One such example is when I asked a developer why in HUB_ACCOUNT he had data typed the account number as a type integer, his answer was "it's a number."
I asked, "right now we get 0012345678 and it is a number but
- hypothetically isn't a B12345678 a number too? Another source with account numbers may have alphas in the mix.
- What about those leading zeros? On conversion those values are lost and they could very well mean something.
- And in the world of dimensional modeling a numeric data type is usually categorized as a measure and if I add to to the value wouldn't it make the value a different account number?"
The rule is: always cast business keys as text/varchar.
The business key is a alphanumeric value that must remain constant for the life of the business entity, in other words it never changes and all context relating to that business entity is dependent on that key. Should the business key change and in the absence of a mapping that the business key has changed (from and to) then the context to that key is lost.
A business key by definition cannot be a measure, if we were to allow aggregations upon a business key it is not longer the same business entity. As a hard rule all business keys must be CAST to text so in the first instance we do not lose the integrity of the key. Here are a few scenarios why we CAST.
- Scientific notation
A flat file provided text for the business key but implicit conversion recognized the field as a number and thus representing the field in scientific notation loses the original grain of the business key
Business key arrives as: 5555555555555555555555555555
Conversion back to text: 5555555555555550000000000000
Business key is lost!
- Exceeding BIGINT
The same business key above actually exceeds BIGINT too!
- Alphanumeric Key
Data profiled may have only contained a sample of business keys and never revealed to contained characters that are not compliant to numeric data type, or we might have a situation that the data source itself has introduced alphas into the business key because the source system has exhausted all the available numeric values available to it. Whatever the reason may have been loading to an integer data type is setting up the hub for failure.
Attempting to load this business key will cause the load to fail
- Smart Key #1: Gaps and Position
An extreme example but let's say the above keys arrived as two different keys.
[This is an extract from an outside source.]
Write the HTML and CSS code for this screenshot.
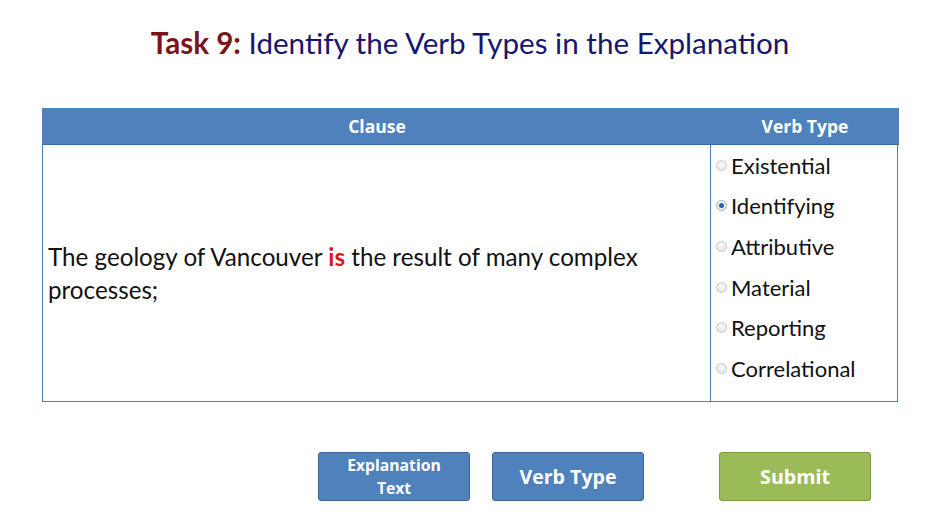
FILE: index.html
```html
<!DOCTYPE html>
<html>
<head>
<meta charset="utf-8">
<link rel="stylesheet" href="styles.css">
</head>
<body>
<h1 class="title"><span class="task">Task 9:</span> Identify the Verb Types in the Explanation</h1>
<div class="table">
  <div class="th">Clause</div>
  <div class="th">Verb Type</div>
  <div class="clause"><p class="clause-text">The geology of Vancouver <b class="verb">is</b> the result of many complex<br>processes;</p></div>
  <div class="options">
    <label class="opt"><span class="radio"></span>Existential</label>
    <label class="opt"><span class="radio checked"></span>Identifying</label>
    <label class="opt"><span class="radio"></span>Attributive</label>
    <label class="opt"><span class="radio"></span>Material</label>
    <label class="opt"><span class="radio"></span>Reporting</label>
    <label class="opt"><span class="radio"></span>Correlational</label>
  </div>
</div>
<div class="buttons">
  <button class="btn blue small">Explanation<br>Text</button>
  <button class="btn blue">Verb Type</button>
  <button class="btn green">Submit</button>
</div>
</body>
</html>
```
FILE: styles.css
```css
html, body {
  margin: 0;
  padding: 0;
  background: #ffffff;
}
body {
  width: 940px;
  height: 528px;
  overflow: hidden;
  font-family: "Lato", "Open Sans", sans-serif;
}
.title {
  margin: 0;
  padding-top: 25px;
  height: 38px;
  line-height: 36px;
  text-align: center;
  font-size: 29.6px;
  font-weight: normal;
  color: #16166e;
}
.task {
  color: #7b1416;
  font-weight: bold;
}
.table {
  margin: 45px 0 0 42px;
  width: 856px;
  display: grid;
  grid-template-columns: 668px 188px;
  grid-template-rows: 37px 256px;
  box-sizing: border-box;
  border: 1px solid #4f81bd;
  border-top: none;
}
.th {
  background: #4f81bd;
  color: #fff;
  font-family: "Open Sans", sans-serif;
  font-weight: bold;
  font-size: 17.5px;
  display: flex;
  align-items: center;
  justify-content: center;
  border-bottom: 1px solid #3d6a9e;
}
.clause {
  display: flex;
  align-items: center;
  padding: 0 20px 0 5px;
  border-right: 1px solid #4f81bd;
}
.clause-text {
  margin: 0;
  font-size: 24.2px;
  line-height: 33px;
  color: #111;
}
.verb {
  color: #e0141c;
  font-weight: bold;
}
.options {
  display: flex;
  flex-direction: column;
  padding-left: 5px;
}
.opt {
  display: flex;
  align-items: center;
  height: 40.6px;
  font-size: 22px;
  color: #111;
}
.radio {
  width: 9px;
  height: 9px;
  border-radius: 50%;
  border: 1px solid #c8c8c8;
  background: radial-gradient(circle at 50% 35%, #fafafa, #e2e2e2);
  margin-right: 4px;
  position: relative;
  flex: none;
}
.radio.checked {
  border-color: #a8b4c4;
}
.radio.checked::after {
  content: "";
  position: absolute;
  left: 2px;
  top: 2px;
  width: 5px;
  height: 5px;
  border-radius: 50%;
  background: #2f5ea8;
}
.buttons {
  display: flex;
  padding-left: 318px;
  margin-top: 50px;
}
.btn {
  width: 152px;
  height: 49px;
  border-radius: 3px;
  color: #fff;
  font-family: "Open Sans", sans-serif;
  font-weight: bold;
  font-size: 19.6px;
  padding: 0;
  cursor: pointer;
}
.btn.small {
  font-size: 15.7px;
  line-height: 23px;
}
.blue {
  background: #4f81bd;
  border: 1px solid #3a6595;
}
.green {
  background: #9bbb59;
  border: 1px solid #7c9a42;
  margin-left: 75px;
}
.blue + .blue {
  margin-left: 22px;
}
```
Key 1: 5555 5555 5555 5555
Key 2: 55 555555 555555 55
Upon conversion they will return as the same key: 5555555555555555
Key 3: 5555 9955 5555 5555, conversion = 5555995555555555 but a smart key business rule states:
6th to 7th character is country code
Lookup says 99=Australia and 95=Uzbekistan; the key arrived as from Australia but the interpretation is now that the key came from Uzbekistan.
- Smart Key #2: Leading zeros
00055555555555, conversion: 55555555555 and the leading zeros are lost!
- Multiple source
Key 1: 5555555555
Key 2: 55555AA5555
In conclusion casting all business keys to string/text resolves complexities that may be felt later in the life of the data vault. Should the text field be too short changing the text width to a longer field does not break the model in the contrast is a minor amendment to the column defined in the DDL. No conversion would be needed in the consumption layer either and having the business keys cast as text guarantees that what you see is what you get.
The only treatments placed on the business keys are: trim and uppercase/lowercase.